> _Brief_
The listing below should be printed exactly, every line of it. Skip the pictures.

Begin Collected material

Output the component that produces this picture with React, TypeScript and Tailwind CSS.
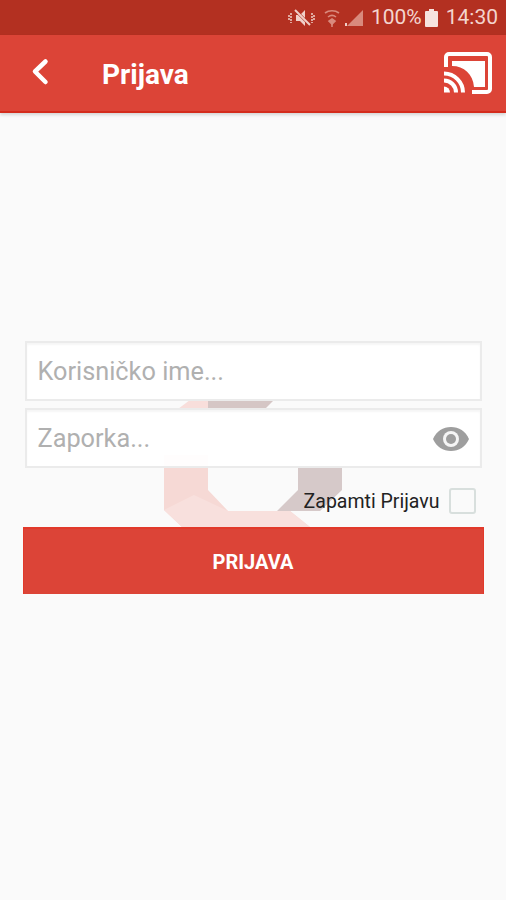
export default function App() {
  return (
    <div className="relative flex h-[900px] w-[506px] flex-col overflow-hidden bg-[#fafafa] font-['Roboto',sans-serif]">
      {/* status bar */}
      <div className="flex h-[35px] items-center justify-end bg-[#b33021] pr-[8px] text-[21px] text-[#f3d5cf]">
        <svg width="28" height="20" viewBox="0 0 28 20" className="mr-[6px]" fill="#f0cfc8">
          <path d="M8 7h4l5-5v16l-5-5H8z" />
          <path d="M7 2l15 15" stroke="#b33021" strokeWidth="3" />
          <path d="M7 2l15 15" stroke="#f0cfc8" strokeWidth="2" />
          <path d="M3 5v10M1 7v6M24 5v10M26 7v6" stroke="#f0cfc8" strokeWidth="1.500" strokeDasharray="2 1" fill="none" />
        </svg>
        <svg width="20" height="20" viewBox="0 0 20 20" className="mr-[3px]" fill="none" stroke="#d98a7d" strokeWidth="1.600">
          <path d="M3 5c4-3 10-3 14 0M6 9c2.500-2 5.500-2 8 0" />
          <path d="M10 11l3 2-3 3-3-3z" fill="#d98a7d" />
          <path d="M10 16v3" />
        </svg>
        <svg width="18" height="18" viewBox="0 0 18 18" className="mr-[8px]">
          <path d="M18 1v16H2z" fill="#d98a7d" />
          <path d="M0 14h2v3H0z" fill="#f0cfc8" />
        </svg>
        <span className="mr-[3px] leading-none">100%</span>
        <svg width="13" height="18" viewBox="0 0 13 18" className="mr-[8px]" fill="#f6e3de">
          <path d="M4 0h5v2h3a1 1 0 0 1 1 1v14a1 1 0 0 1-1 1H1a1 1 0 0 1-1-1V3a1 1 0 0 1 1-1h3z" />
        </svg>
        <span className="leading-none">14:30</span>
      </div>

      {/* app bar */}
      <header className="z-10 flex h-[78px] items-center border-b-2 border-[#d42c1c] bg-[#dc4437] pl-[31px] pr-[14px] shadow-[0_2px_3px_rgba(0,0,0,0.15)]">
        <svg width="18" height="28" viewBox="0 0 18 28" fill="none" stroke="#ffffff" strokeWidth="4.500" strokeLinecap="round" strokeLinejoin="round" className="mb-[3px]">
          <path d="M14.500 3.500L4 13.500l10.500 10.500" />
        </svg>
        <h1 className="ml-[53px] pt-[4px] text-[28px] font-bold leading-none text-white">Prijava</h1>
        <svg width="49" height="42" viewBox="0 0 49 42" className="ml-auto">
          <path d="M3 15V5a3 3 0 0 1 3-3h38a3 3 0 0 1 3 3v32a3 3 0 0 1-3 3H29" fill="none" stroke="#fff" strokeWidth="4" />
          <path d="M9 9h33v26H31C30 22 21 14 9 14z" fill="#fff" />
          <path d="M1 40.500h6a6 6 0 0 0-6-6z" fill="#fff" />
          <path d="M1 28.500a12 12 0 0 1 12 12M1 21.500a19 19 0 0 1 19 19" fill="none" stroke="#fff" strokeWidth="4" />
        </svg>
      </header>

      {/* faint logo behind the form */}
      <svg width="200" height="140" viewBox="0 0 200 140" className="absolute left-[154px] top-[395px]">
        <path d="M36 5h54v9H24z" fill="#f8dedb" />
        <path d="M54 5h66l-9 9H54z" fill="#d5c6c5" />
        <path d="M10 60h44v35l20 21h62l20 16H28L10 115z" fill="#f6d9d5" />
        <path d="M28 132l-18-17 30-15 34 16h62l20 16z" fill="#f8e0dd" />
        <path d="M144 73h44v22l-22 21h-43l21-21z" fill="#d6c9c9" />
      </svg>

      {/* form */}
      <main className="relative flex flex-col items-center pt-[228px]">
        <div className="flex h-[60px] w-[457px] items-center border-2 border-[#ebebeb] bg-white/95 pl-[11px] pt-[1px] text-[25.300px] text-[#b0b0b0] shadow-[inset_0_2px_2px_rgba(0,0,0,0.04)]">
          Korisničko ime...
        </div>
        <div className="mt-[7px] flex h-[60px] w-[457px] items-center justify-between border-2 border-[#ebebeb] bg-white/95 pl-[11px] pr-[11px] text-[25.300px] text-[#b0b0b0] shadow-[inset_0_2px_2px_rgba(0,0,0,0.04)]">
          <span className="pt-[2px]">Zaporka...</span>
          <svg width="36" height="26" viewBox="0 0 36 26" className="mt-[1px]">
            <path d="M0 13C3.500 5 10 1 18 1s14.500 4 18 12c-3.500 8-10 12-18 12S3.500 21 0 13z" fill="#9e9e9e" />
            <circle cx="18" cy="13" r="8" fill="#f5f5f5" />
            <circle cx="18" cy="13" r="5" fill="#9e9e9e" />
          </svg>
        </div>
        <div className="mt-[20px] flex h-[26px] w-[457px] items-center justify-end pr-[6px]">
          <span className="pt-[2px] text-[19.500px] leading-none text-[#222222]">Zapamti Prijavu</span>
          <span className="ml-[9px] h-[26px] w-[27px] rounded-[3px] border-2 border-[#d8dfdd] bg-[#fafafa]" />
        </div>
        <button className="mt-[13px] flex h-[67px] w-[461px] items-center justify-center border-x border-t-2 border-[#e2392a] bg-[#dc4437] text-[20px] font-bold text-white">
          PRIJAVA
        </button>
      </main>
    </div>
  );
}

End Collected material

> _Full answer_
Output the component that produces this picture with React, TypeScript and Tailwind CSS.
export default function App() {
  return (
    <div className="relative flex h-[900px] w-[506px] flex-col overflow-hidden bg-[#fafafa] font-['Roboto',sans-serif]">
      {/* status bar */}
      <div className="flex h-[35px] items-center justify-end bg-[#b33021] pr-[8px] text-[21px] text-[#f3d5cf]">
        <svg width="28" height="20" viewBox="0 0 28 20" className="mr-[6px]" fill="#f0cfc8">
          <path d="M8 7h4l5-5v16l-5-5H8z" />
          <path d="M7 2l15 15" stroke="#b33021" strokeWidth="3" />
          <path d="M7 2l15 15" stroke="#f0cfc8" strokeWidth="2" />
          <path d="M3 5v10M1 7v6M24 5v10M26 7v6" stroke="#f0cfc8" strokeWidth="1.500" strokeDasharray="2 1" fill="none" />
        </svg>
        <svg width="20" height="20" viewBox="0 0 20 20" className="mr-[3px]" fill="none" stroke="#d98a7d" strokeWidth="1.600">
          <path d="M3 5c4-3 10-3 14 0M6 9c2.500-2 5.500-2 8 0" />
          <path d="M10 11l3 2-3 3-3-3z" fill="#d98a7d" />
          <path d="M10 16v3" />
        </svg>
        <svg width="18" height="18" viewBox="0 0 18 18" className="mr-[8px]">
          <path d="M18 1v16H2z" fill="#d98a7d" />
          <path d="M0 14h2v3H0z" fill="#f0cfc8" />
        </svg>
        <span className="mr-[3px] leading-none">100%</span>
        <svg width="13" height="18" viewBox="0 0 13 18" className="mr-[8px]" fill="#f6e3de">
          <path d="M4 0h5v2h3a1 1 0 0 1 1 1v14a1 1 0 0 1-1 1H1a1 1 0 0 1-1-1V3a1 1 0 0 1 1-1h3z" />
        </svg>
        <span className="leading-none">14:30</span>
      </div>

      {/* app bar */}
      <header className="z-10 flex h-[78px] items-center border-b-2 border-[#d42c1c] bg-[#dc4437] pl-[31px] pr-[14px] shadow-[0_2px_3px_rgba(0,0,0,0.15)]">
        <svg width="18" height="28" viewBox="0 0 18 28" fill="none" stroke="#ffffff" strokeWidth="4.500" strokeLinecap="round" strokeLinejoin="round" className="mb-[3px]">
          <path d="M14.500 3.500L4 13.500l10.500 10.500" />
        </svg>
        <h1 className="ml-[53px] pt-[4px] text-[28px] font-bold leading-none text-white">Prijava</h1>
        <svg width="49" height="42" viewBox="0 0 49 42" className="ml-auto">
          <path d="M3 15V5a3 3 0 0 1 3-3h38a3 3 0 0 1 3 3v32a3 3 0 0 1-3 3H29" fill="none" stroke="#fff" strokeWidth="4" />
          <path d="M9 9h33v26H31C30 22 21 14 9 14z" fill="#fff" />
          <path d="M1 40.500h6a6 6 0 0 0-6-6z" fill="#fff" />
          <path d="M1 28.500a12 12 0 0 1 12 12M1 21.500a19 19 0 0 1 19 19" fill="none" stroke="#fff" strokeWidth="4" />
        </svg>
      </header>

      {/* faint logo behind the form */}
      <svg width="200" height="140" viewBox="0 0 200 140" className="absolute left-[154px] top-[395px]">
        <path d="M36 5h54v9H24z" fill="#f8dedb" />
        <path d="M54 5h66l-9 9H54z" fill="#d5c6c5" />
        <path d="M10 60h44v35l20 21h62l20 16H28L10 115z" fill="#f6d9d5" />
        <path d="M28 132l-18-17 30-15 34 16h62l20 16z" fill="#f8e0dd" />
        <path d="M144 73h44v22l-22 21h-43l21-21z" fill="#d6c9c9" />
      </svg>

      {/* form */}
      <main className="relative flex flex-col items-center pt-[228px]">
        <div className="flex h-[60px] w-[457px] items-center border-2 border-[#ebebeb] bg-white/95 pl-[11px] pt-[1px] text-[25.300px] text-[#b0b0b0] shadow-[inset_0_2px_2px_rgba(0,0,0,0.04)]">
          Korisničko ime...
        </div>
        <div className="mt-[7px] flex h-[60px] w-[457px] items-center justify-between border-2 border-[#ebebeb] bg-white/95 pl-[11px] pr-[11px] text-[25.300px] text-[#b0b0b0] shadow-[inset_0_2px_2px_rgba(0,0,0,0.04)]">
          <span className="pt-[2px]">Zaporka...</span>
          <svg width="36" height="26" viewBox="0 0 36 26" className="mt-[1px]">
            <path d="M0 13C3.500 5 10 1 18 1s14.500 4 18 12c-3.500 8-10 12-18 12S3.500 21 0 13z" fill="#9e9e9e" />
            <circle cx="18" cy="13" r="8" fill="#f5f5f5" />
            <circle cx="18" cy="13" r="5" fill="#9e9e9e" />
          </svg>
        </div>
        <div className="mt-[20px] flex h-[26px] w-[457px] items-center justify-end pr-[6px]">
          <span className="pt-[2px] text-[19.500px] leading-none text-[#222222]">Zapamti Prijavu</span>
          <span className="ml-[9px] h-[26px] w-[27px] rounded-[3px] border-2 border-[#d8dfdd] bg-[#fafafa]" />
        </div>
        <button className="mt-[13px] flex h-[67px] w-[461px] items-center justify-center border-x border-t-2 border-[#e2392a] bg-[#dc4437] text-[20px] font-bold text-white">
          PRIJAVA
        </button>
      </main>
    </div>
  );
}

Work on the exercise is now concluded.